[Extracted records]
....................
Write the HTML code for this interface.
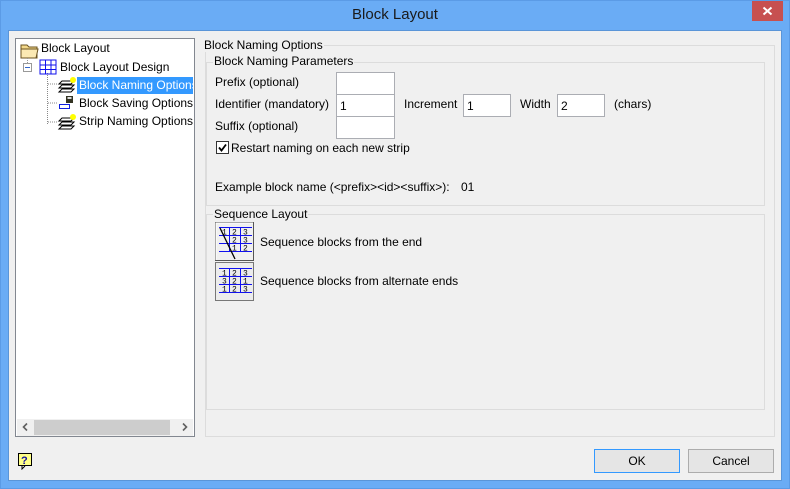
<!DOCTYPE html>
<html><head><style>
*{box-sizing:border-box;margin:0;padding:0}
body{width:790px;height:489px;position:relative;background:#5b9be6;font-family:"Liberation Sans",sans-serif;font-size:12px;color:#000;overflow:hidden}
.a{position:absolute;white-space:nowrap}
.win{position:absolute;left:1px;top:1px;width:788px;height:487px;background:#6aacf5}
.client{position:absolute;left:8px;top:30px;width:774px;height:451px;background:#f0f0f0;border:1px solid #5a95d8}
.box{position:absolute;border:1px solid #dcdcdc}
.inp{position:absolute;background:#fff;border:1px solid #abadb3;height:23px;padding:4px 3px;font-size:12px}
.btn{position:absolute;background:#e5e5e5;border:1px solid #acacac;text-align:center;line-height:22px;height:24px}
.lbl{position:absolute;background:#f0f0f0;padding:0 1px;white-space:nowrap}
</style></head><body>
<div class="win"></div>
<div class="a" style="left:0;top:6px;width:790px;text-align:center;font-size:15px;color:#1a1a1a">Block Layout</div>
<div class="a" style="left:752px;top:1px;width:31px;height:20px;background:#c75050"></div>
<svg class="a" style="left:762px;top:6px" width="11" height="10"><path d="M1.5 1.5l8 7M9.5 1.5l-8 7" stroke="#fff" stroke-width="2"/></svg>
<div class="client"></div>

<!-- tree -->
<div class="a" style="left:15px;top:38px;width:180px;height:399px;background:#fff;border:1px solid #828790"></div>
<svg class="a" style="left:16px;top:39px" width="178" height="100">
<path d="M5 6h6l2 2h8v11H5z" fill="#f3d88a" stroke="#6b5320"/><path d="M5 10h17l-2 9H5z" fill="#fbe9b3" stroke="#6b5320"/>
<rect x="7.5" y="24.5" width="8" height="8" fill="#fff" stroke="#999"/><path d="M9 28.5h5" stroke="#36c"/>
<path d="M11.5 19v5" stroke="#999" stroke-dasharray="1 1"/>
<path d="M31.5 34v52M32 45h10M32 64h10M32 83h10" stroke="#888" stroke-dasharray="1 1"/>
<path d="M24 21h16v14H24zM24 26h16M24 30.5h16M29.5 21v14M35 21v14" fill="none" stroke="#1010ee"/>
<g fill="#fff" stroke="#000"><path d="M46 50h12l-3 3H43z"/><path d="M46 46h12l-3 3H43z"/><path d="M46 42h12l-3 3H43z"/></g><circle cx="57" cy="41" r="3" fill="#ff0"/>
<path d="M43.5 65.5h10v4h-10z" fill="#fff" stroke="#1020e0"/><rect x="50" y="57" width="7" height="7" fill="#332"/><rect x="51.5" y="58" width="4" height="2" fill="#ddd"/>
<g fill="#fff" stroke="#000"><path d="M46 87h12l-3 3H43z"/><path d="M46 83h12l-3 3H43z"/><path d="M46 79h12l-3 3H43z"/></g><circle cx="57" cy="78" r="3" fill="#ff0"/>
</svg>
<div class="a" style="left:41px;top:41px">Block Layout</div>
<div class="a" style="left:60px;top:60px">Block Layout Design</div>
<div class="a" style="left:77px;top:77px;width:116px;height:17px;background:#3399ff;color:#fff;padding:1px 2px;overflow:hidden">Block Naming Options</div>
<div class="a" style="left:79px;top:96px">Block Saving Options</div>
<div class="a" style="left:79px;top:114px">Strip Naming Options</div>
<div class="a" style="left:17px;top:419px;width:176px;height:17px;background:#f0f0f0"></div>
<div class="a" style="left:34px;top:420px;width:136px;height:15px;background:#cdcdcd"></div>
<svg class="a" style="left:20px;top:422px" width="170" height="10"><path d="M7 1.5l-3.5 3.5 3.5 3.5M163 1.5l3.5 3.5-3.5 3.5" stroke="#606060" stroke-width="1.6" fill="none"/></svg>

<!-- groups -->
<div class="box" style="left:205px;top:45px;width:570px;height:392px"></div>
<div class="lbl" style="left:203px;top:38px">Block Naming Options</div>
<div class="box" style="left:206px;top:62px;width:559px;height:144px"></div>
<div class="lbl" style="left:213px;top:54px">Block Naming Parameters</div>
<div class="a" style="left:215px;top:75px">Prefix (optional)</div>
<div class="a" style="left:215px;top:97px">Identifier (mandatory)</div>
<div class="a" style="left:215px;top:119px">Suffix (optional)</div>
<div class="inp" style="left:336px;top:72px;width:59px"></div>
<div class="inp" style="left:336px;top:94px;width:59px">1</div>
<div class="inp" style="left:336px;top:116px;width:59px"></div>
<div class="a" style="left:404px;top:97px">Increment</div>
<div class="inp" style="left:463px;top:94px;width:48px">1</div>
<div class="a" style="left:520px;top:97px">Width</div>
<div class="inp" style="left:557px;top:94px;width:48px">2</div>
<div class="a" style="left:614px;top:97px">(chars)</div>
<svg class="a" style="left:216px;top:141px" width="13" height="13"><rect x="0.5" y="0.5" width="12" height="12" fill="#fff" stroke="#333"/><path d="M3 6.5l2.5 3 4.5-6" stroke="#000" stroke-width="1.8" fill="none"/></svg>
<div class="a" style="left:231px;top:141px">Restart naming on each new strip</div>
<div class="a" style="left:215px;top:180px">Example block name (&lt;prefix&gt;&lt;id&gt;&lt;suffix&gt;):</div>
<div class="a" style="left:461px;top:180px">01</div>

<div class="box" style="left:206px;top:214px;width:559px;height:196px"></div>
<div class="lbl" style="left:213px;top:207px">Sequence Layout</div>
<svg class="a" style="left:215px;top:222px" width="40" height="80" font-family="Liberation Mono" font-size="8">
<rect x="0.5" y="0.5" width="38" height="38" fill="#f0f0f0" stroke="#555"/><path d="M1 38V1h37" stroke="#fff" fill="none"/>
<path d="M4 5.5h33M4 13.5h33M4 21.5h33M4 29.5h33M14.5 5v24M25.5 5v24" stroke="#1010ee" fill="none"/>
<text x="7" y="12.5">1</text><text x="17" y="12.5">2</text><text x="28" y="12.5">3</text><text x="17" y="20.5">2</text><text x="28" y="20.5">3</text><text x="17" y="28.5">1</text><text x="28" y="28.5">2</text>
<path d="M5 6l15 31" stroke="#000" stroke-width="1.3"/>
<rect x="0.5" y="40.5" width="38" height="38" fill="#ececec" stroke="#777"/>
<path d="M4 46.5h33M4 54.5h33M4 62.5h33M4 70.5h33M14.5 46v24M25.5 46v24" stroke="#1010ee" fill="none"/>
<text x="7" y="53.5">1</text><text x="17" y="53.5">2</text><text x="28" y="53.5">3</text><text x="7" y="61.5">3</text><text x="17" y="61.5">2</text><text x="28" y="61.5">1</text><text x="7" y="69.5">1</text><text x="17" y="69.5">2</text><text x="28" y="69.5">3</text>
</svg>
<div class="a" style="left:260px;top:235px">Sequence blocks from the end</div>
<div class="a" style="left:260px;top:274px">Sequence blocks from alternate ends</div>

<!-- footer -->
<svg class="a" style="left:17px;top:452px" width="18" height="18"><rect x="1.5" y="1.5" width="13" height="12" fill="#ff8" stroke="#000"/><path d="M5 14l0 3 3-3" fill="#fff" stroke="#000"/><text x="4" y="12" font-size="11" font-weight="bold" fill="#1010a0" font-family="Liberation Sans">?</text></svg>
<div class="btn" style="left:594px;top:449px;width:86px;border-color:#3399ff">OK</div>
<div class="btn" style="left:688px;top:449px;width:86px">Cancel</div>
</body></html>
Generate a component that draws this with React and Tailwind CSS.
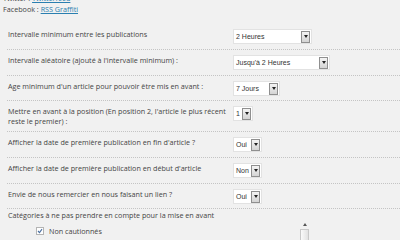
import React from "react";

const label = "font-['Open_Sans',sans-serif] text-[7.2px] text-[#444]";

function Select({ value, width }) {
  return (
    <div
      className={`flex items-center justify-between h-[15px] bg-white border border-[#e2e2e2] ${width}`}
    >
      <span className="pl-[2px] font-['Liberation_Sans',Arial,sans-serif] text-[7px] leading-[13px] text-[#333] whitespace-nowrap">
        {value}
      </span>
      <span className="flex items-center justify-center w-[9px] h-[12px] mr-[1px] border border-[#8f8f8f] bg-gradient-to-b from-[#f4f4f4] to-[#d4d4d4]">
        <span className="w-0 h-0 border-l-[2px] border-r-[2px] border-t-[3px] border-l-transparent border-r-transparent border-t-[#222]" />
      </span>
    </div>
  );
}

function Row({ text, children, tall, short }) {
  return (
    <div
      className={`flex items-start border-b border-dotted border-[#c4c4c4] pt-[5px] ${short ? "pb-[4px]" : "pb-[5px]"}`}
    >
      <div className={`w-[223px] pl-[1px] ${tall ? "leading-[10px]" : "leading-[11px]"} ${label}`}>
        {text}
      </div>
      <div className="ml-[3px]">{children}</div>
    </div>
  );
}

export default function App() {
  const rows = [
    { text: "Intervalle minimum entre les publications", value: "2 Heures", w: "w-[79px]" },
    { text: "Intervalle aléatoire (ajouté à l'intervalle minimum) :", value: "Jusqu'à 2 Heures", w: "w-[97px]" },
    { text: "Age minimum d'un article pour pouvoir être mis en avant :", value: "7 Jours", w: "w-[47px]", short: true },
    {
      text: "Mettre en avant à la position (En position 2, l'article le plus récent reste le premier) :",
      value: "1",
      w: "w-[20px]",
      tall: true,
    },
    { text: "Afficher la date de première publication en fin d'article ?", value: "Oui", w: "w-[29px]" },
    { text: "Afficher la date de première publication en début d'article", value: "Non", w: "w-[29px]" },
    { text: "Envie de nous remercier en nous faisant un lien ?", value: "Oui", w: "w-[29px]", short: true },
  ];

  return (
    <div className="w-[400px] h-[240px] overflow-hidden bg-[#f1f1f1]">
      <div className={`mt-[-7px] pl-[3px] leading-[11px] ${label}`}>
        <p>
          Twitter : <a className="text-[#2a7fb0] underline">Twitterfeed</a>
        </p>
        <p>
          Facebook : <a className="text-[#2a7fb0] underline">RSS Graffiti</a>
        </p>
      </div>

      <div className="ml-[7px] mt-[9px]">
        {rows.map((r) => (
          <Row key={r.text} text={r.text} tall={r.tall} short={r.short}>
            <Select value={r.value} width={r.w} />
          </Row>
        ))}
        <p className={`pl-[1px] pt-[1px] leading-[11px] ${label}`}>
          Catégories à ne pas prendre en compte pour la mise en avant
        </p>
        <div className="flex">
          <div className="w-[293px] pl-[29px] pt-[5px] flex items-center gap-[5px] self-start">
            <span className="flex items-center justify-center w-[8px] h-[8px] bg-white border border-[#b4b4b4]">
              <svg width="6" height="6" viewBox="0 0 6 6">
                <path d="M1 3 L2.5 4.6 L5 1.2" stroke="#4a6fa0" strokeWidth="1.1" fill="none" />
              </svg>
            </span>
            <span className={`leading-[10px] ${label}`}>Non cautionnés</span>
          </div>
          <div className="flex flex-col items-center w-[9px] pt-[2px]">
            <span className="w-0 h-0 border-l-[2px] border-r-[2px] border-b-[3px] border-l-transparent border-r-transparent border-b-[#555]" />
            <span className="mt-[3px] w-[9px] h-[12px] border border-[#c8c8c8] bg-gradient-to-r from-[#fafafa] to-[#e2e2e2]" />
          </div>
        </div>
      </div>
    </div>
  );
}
....................
* [EXERCISE AIM]: Select, from the listing, all lines that include the word "React".

* [THE REPLY]:
Generate a component that draws this with React and Tailwind CSS.
import React from "react";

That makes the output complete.